Is it true that placing soap to fridge is helping to avoid moist ? If yes , how to avoid the room temperature issue when u remove it out from fridge ? 

Anyone here can share some idea of avoiding the moist issue ? I'm facing this moist issue every time I make soap no matter MP soap or CP soap. Please advise .. Thank you so much for giving a hand to soap newbie.

Merry Christmas !!


----------



## lsg (Dec 22, 2014)

I would think that putting your soap in the refrigerator would cause condensation to form when removed from refrigeration.  About the only time I put my soap in the refrigerator or even freezer is to prevent discoloration as with milk soaps.


----------



## dixiedragon (Dec 22, 2014)

I'm just blown away that so many people have room in their fridge for large logs of soap! We have 2 fridges and a freezer and they're all stuffed!

I'm not sure why the moisture is a problem? Is there a reason why you can't blot the top dry when you unwrap it?

Are you sure the moisture is water, and not oil or fragrance?

Some soaps just "sweat" - they have some glycerin droplets on them. It's no big deal.


----------



## The Efficacious Gentleman (Dec 22, 2014)

What is it about moisture in the air that you are trying to avoid?

As above, people generally only cool their soap as a way of avoiding gel. But one side effect is condensation when it is placed in a warmer room, like when you have a cold gin and tonic on a hot day and the glass gets soaking wet from the condensation.
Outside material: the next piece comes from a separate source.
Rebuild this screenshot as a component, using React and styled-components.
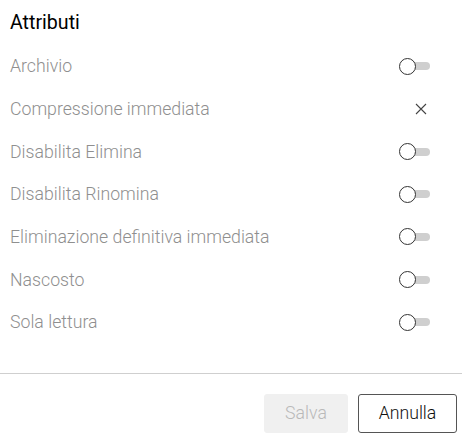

Some people go from freezer to fridge to cold room to normal room slowly so that the condensation is minimal. 

I think if moisture is your key issue, don't worry too much about cooling the soap down.


----------



## Jstar (Dec 22, 2014)

I would just remove it from the fridge, and let it sit a few hrs before cutting so that the entire loaf comes to room temp. 
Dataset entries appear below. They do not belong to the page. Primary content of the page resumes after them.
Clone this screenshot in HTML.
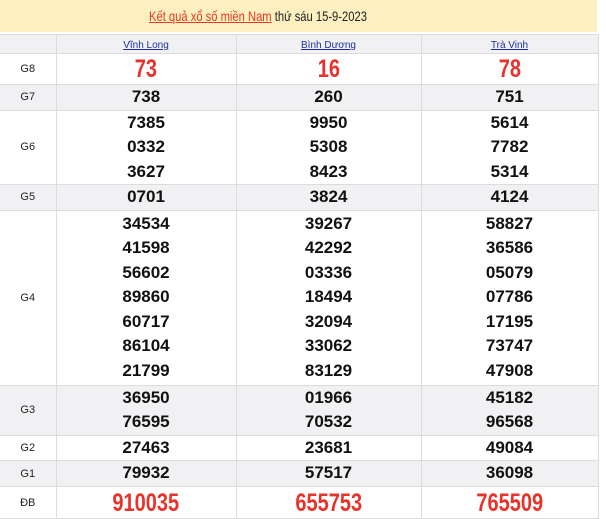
<!DOCTYPE html>
<html><head><meta charset="utf-8"><style>
*{margin:0;padding:0;box-sizing:border-box}
body{width:606px;height:516px;overflow:hidden;background:#fff;font-family:"Liberation Sans",Arial,sans-serif;position:relative}
.hd{position:absolute;left:0;top:0;width:597px;height:32px;background:#fcefc0;font-size:14px;line-height:33px;color:#222}
.hd span{position:absolute;left:149px;top:0;white-space:nowrap;transform:scaleX(.8);transform-origin:0 0}
.hd a{color:#e8391f;text-decoration:underline}
table{position:absolute;left:0;top:34px;width:598px;border-collapse:collapse;table-layout:fixed}
td{border:1px solid #dcdcdc;text-align:center;vertical-align:middle;padding:0;overflow:hidden}
td.l{font-size:11px;color:#222;width:56px;border-left:none}
tr.g td{background:#f1f1f3}
.n{font-weight:bold;font-size:17px;color:#111;line-height:24.5px}
.r{font-weight:bold;color:#e8332b;font-size:25px;line-height:26px}
.r span{display:inline-block;transform:scaleX(.8)}
.c a{color:#1a2fa0;font-size:10px;text-decoration:underline}
</style></head><body>
<div class="hd"><span><a>Kết quả xổ số miền Nam</a> thứ sáu 15-9-2023</span></div>
<table>
<colgroup><col style="width:56px"><col style="width:180px"><col style="width:185px"><col style="width:177px"></colgroup>
<tr class="g c" style="height:18px"><td class="l"></td><td><a>Vĩnh Long</a></td><td><a>Bình Dương</a></td><td><a>Trà Vinh</a></td></tr>
<tr style="height:31px"><td class="l">G8</td><td class="r"><span>73</span></td><td class="r"><span>16</span></td><td class="r"><span>78</span></td></tr>
<tr class="g" style="height:25px"><td class="l">G7</td><td class="n">738</td><td class="n">260</td><td class="n">751</td></tr>
<tr style="height:74px"><td class="l">G6</td><td class="n">7385<br>0332<br>3627</td><td class="n">9950<br>5308<br>8423</td><td class="n">5614<br>7782<br>5314</td></tr>
<tr class="g" style="height:25px"><td class="l">G5</td><td class="n">0701</td><td class="n">3824</td><td class="n">4124</td></tr>
<tr style="height:175px"><td class="l">G4</td><td class="n">34534<br>41598<br>56602<br>89860<br>60717<br>86104<br>21799</td><td class="n">39267<br>42292<br>03336<br>18494<br>32094<br>33062<br>83129</td><td class="n">58827<br>36586<br>05079<br>07786<br>17195<br>73747<br>47908</td></tr>
<tr class="g" style="height:50px"><td class="l">G3</td><td class="n">36950<br>76595</td><td class="n">01966<br>70532</td><td class="n">45182<br>96568</td></tr>
<tr style="height:25px"><td class="l">G2</td><td class="n">27463</td><td class="n">23681</td><td class="n">49084</td></tr>
<tr class="g" style="height:26px"><td class="l">G1</td><td class="n">79932</td><td class="n">57517</td><td class="n">36098</td></tr>
<tr style="height:32px"><td class="l">ĐB</td><td class="r"><span>910035</span></td><td class="r"><span>655753</span></td><td class="r"><span>765509</span></td></tr>
</table>
</body></html>
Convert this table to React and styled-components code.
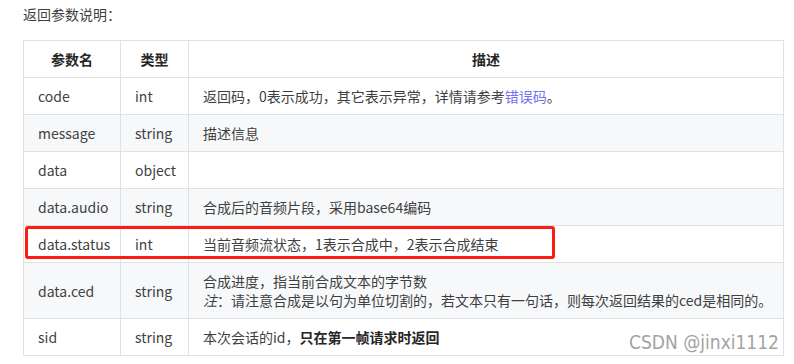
import styled, { createGlobalStyle } from "styled-components";

const GlobalStyle = createGlobalStyle`
  html, body {
    margin: 0;
    padding: 0;
    background: #fff;
  }
  body {
    font-family: "Noto Sans CJK SC", "Noto Sans", sans-serif;
    font-size: 14px;
    color: #3f3f3f;
  }
`;

const Page = styled.div`
  position: relative;
  width: 794px;
  height: 364px;
  padding: 5px 0 0 23px;
  box-sizing: border-box;
`;

const Title = styled.p`
  margin: 0 0 16px;
  line-height: 19px;
`;

const Table = styled.table`
  width: 761px;
  border-collapse: collapse;
  table-layout: fixed;
  line-height: 19px;
`;

const Head = styled.th`
  width: ${(props) => props.width || "auto"};
  height: 36px;
  padding: 0;
  border: 1px solid #dfe2e5;
  font-weight: bold;
  color: #262626;
  text-align: center;
`;

const Row = styled.tr`
  background: ${(props) => (props.striped ? "#f6f8fa" : "#fff")};
`;

const Cell = styled.td`
  padding: 9px 14px 8px;
  border: 1px solid #dfe2e5;
  vertical-align: middle;
  white-space: nowrap;
`;

const Link = styled.a`
  color: #7070f2;
  text-decoration: none;
`;

const Note = styled.em`
  font-style: italic;
`;

const Strong = styled.strong`
  color: #262626;
`;

const Highlight = styled.div`
  position: absolute;
  left: 25px;
  top: 226px;
  width: 530px;
  height: 33px;
  border: 3px solid #fa1d12;
  border-radius: 3px;
  box-sizing: border-box;
  pointer-events: none;
`;

const Watermark = styled.span`
  position: absolute;
  right: 15px;
  top: 331px;
  font-family: "DejaVu Sans Condensed", "DejaVu Sans", sans-serif;
  font-size: 19px;
  line-height: 22px;
  color: #a3a3a3;
`;

const rows = [
  { name: "code", type: "int", desc: <>返回码，0表示成功，其它表示异常，详情请参考<Link href="#">错误码</Link>。</> },
  { name: "message", type: "string", desc: "描述信息" },
  { name: "data", type: "object", desc: "" },
  { name: "data.audio", type: "string", desc: "合成后的音频片段，采用base64编码" },
  { name: "data.status", type: "int", desc: "当前音频流状态，1表示合成中，2表示合成结束" },
  {
    name: "data.ced",
    type: "string",
    desc: (
      <>
        合成进度，指当前合成文本的字节数
        <br />
        <Note>注</Note>：请注意合成是以句为单位切割的，若文本只有一句话，则每次返回结果的ced是相同的。
      </>
    ),
  },
  { name: "sid", type: "string", desc: <>本次会话的id，<Strong>只在第一帧请求时返回</Strong></> },
];

function App() {
  return (
    <>
      <GlobalStyle />
      <Page>
        <Title>返回参数说明：</Title>
        <Table>
          <thead>
            <tr>
              <Head width="96px">参数名</Head>
              <Head width="67px">类型</Head>
              <Head>描述</Head>
            </tr>
          </thead>
          <tbody>
            {rows.map((row, idx) => (
              <Row key={row.name} striped={idx % 2 === 1}>
                <Cell>{row.name}</Cell>
                <Cell>{row.type}</Cell>
                <Cell>{row.desc}</Cell>
              </Row>
            ))}
          </tbody>
        </Table>
        <Highlight />
        <Watermark>CSDN @jinxi1112</Watermark>
      </Page>
    </>
  );
}

export default App;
What is the reason you want to _not_ gel the soap? Is it a milk soap, or one that has a high sugar content? Or just personal preference?

ETA: After reading your post again, I see that you covered your loaf prior with plastic wrap and towels, so you did insulate? If so, then it most likely gelled already..so after you removed the insulation, was there oil droplets on the top of the loaf and you _then_ placed it in the fridge?

If it was oil, you need to see if it is FO or glycerin.. which after some cure time, it may absorb back in..however if it is 'water' it could be lye..have you done a zap test?


----------



## dixiedragon (Dec 23, 2014)

When I freeze my soaps to get them out of individual molds, I definitely do get condensation on them. I don't bother doing anything about it - I put my new soaps in cardboard flats and they are stored in a room with a dehumidifier.


----------